Colorado: Black Canyon of the Gunnison
Just as the Colorado River carved the Grand Canyon, so the Gunnison River, a feisty tributary of the Colorado, carved the Black Canyon. It’s not as deep as the Grand, but its sheer dark walls are so close together—just 40 feet apart at the narrowest point—that you’ll still find vertigo-inducing views. And one-twentieth the visitors.
nps.gov/blca

Where to park it this summer

North Dakota: Theodore Roosevelt
Camp out here and you may wake to the sound of feral horses thundering past your tent. The animals, the descendants of mustangs that escaped from early Spanish settlers, are one of the many vestiges of the park’s Wild West past.

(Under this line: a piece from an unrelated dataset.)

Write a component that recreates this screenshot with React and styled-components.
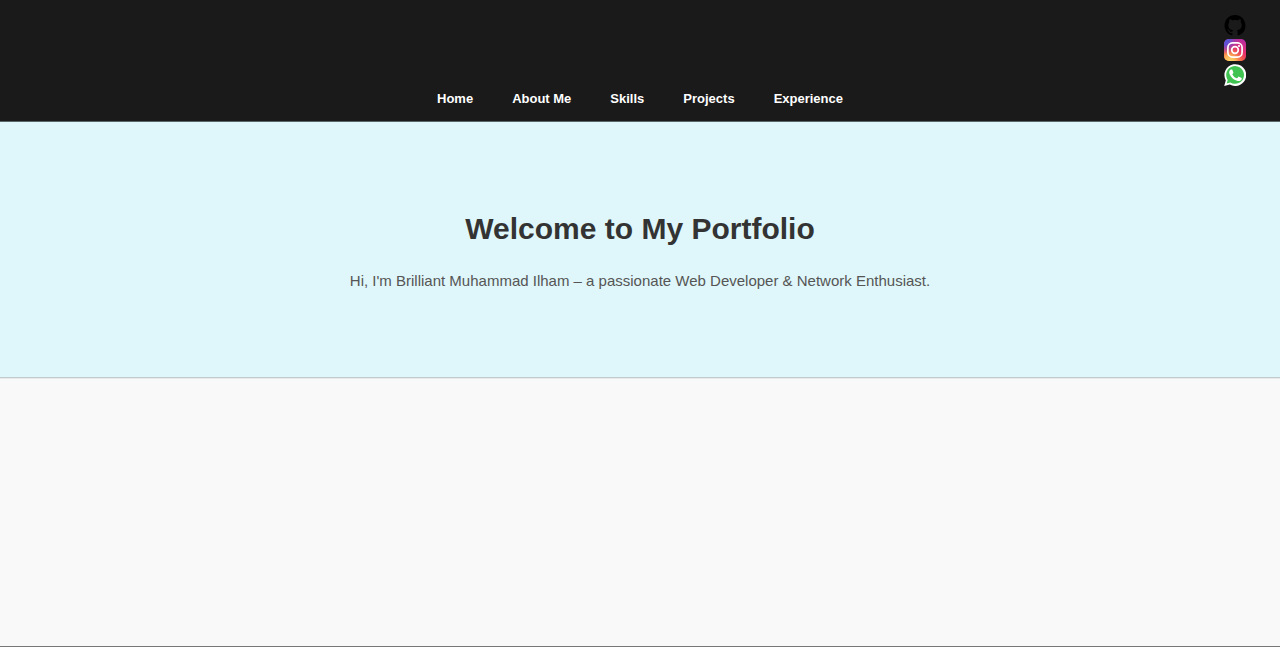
import React from "react";
import styled, { createGlobalStyle } from "styled-components";

const GlobalStyle = createGlobalStyle`
  *, *::before, *::after { box-sizing: border-box; }
  body {
    margin: 0;
    background: #f9f9f9;
    color: #333;
    font-family: Arial, "Liberation Sans", sans-serif;
  }
`;

const Page = styled.div`
  display: flex;
  flex-direction: column;
  min-height: 100vh;
`;

const Header = styled.header`
  display: flex;
  flex-direction: column;
  padding: 14px 34px;
  background: #1a1a1a;
  border-bottom: 1px solid #59666a;
`;

const SocialLinks = styled.div`
  display: flex;
  flex-direction: column;
  align-items: flex-end;
  gap: 3px;
`;

const SocialLink = styled.a`
  display: block;
  width: 22px;
  height: 22px;

  svg {
    display: block;
    width: 100%;
    height: 100%;
  }
`;

const NavList = styled.ul`
  display: flex;
  justify-content: center;
  gap: 39px;
  margin: 5px 0 0;
  padding: 0;
  list-style: none;
`;

const NavLink = styled.a`
  display: block;
  color: #fff;
  font-size: 13px;
  font-weight: bold;
  line-height: 16px;
  text-decoration: none;
`;

const Hero = styled.section`
  padding: 89px 20px 86px;
  background: #dff7fa;
  border-bottom: 1px solid #c4cacb;
  text-align: center;
`;

const HeroTitle = styled.h1`
  margin: 0;
  color: #333;
  font-size: 30px;
  line-height: 36px;
`;

const HeroText = styled.p`
  margin: 24px 0 0;
  color: #555;
  font-size: 15px;
  line-height: 20px;
`;

const Content = styled.main`
  flex: 1;
  border-top: 1px solid #e6eaea;
  border-bottom: 1px solid #777;
`;

const GithubIcon = () => (
  <svg viewBox="-0.4 -0.8 16.8 16.8" aria-hidden="true">
    <path
      fill="#000"
      d="M8 0C3.58 0 0 3.58 0 8c0 3.54 2.29 6.53 5.47 7.59.4.07.55-.17.55-.38 0-.19-.01-.82-.01-1.49-2.01.37-2.53-.49-2.69-.94-.09-.23-.48-.94-.82-1.13-.28-.15-.68-.52-.01-.53.63-.01 1.08.58 1.23.82.72 1.21 1.87.87 2.33.66.07-.52.28-.87.51-1.07-1.78-.2-3.64-.89-3.64-3.95 0-.87.31-1.59.82-2.15-.08-.2-.36-1.02.08-2.12 0 0 .67-.21 2.2.82.64-.18 1.32-.27 2-.27s1.36.09 2 .27c1.53-1.04 2.2-.82 2.2-.82.44 1.1.16 1.92.08 2.12.51.56.82 1.27.82 2.15 0 3.07-1.87 3.75-3.65 3.95.29.25.54.73.54 1.48 0 1.07-.01 1.93-.01 2.2 0 .21.15.46.55.38A8.01 8.01 0 0 0 16 8c0-4.42-3.58-8-8-8z"
    />
  </svg>
);

const InstagramIcon = () => (
  <svg viewBox="0 0 22 22" aria-hidden="true">
    <defs>
      <linearGradient id="insta-base" x1="0.9" y1="0" x2="0.4" y2="1">
        <stop offset="0" stopColor="#b32ea8" />
        <stop offset="0.5" stopColor="#e6306c" />
        <stop offset="1" stopColor="#f5653b" />
      </linearGradient>
      <radialGradient id="insta-warm" cx="0.25" cy="1.05" r="0.75">
        <stop offset="0" stopColor="#ffdc68" />
        <stop offset="0.35" stopColor="#fdb95a" />
        <stop offset="1" stopColor="#f5653b" stopOpacity="0" />
      </radialGradient>
      <radialGradient id="insta-cool" cx="0" cy="0" r="0.7">
        <stop offset="0" stopColor="#405de6" />
        <stop offset="0.4" stopColor="#6a4fd0" />
        <stop offset="1" stopColor="#a03ac0" stopOpacity="0" />
      </radialGradient>
    </defs>
    <rect width="22" height="22" rx="5" fill="url(#insta-base)" />
    <rect width="22" height="22" rx="5" fill="url(#insta-warm)" />
    <rect width="22" height="22" rx="5" fill="url(#insta-cool)" />
    <g fill="none" stroke="#fff" strokeWidth="1.7">
      <rect x="3.9" y="3.9" width="14.2" height="14.2" rx="4.6" />
      <circle cx="11" cy="11" r="3.3" />
    </g>
    <circle cx="15" cy="7" r="1.1" fill="#fff" />
  </svg>
);

const WhatsappIcon = () => (
  <svg viewBox="0 0 22 22" aria-hidden="true">
    <path
      fill="#fff"
      d="M0.2 22 1.8 16.4A10.9 10.9 0 1 1 5.8 20.5Z"
    />
    <path
      fill="#40c351"
      d="M2.7 19.4 3.7 15.9A8.9 8.9 0 1 1 6.4 18.5Z"
    />
    <path
      fill="#fff"
      d="M8.4 6.1c-.2-.5-.4-.5-.7-.5h-.6c-.2 0-.5.1-.8.4-.3.3-1.1 1-1.1 2.5s1.1 3 1.3 3.2c.2.2 2.1 3.4 5.3 4.6 2.6 1 3.1.8 3.7.8.6-.1 1.8-.7 2-1.5.3-.7.3-1.3.2-1.5-.1-.1-.3-.2-.6-.4l-2.1-1c-.3-.1-.5-.2-.7.2l-1 1.2c-.2.2-.4.2-.7.1-.3-.2-1.3-.5-2.5-1.5-.9-.8-1.5-1.8-1.7-2.1-.2-.3 0-.5.1-.6l.5-.6c.2-.2.2-.3.3-.5.1-.2.1-.4 0-.6Z"
    />
  </svg>
);

const socials = [
  { label: "GitHub", Icon: GithubIcon },
  { label: "Instagram", Icon: InstagramIcon },
  { label: "WhatsApp", Icon: WhatsappIcon },
];

const sections = [
  { id: "home", label: "Home" },
  { id: "about", label: "About Me" },
  { id: "skills", label: "Skills" },
  { id: "projects", label: "Projects" },
  { id: "experience", label: "Experience" },
];

export default function App() {
  return (
    <Page>
      <GlobalStyle />
      <Header>
        <SocialLinks>
          {socials.map(({ label, Icon }) => (
            <SocialLink key={label} href="#" aria-label={label}>
              <Icon />
            </SocialLink>
          ))}
        </SocialLinks>
        <nav>
          <NavList>
            {sections.map(({ id, label }) => (
              <li key={id}>
                <NavLink href={`#${id}`}>{label}</NavLink>
              </li>
            ))}
          </NavList>
        </nav>
      </Header>
      <Hero id="home">
        <HeroTitle>Welcome to My Portfolio</HeroTitle>
        <HeroText>
          Hi, I'm Brilliant Muhammad Ilham – a passionate Web Developer &amp; Network Enthusiast.
        </HeroText>
      </Hero>
      <Content />
    </Page>
  );
}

Bison, elk, pronghorn antelope and bighorn sheep also roam here, and the North Dakota badlands are just as desolate and beautiful as when Teddy Roosevelt first saw them, in 1883.
nps.gov/thro

Nevada: Great Basin
The closest major town is Ely (pop. 4,300), some 70 miles of empty two-lane highway away. But the park’s bristlecone pines alone are worth the road trip. Follow the Wheeler Peak Scenic Drive to the top, then hike 1.4 miles and thousands of years back in time to a grove of bristlecones nearly 5,000 years old.
nps.gov/grba

NOTE: Information may have changed since publication. Please confirm key details before planning your trip.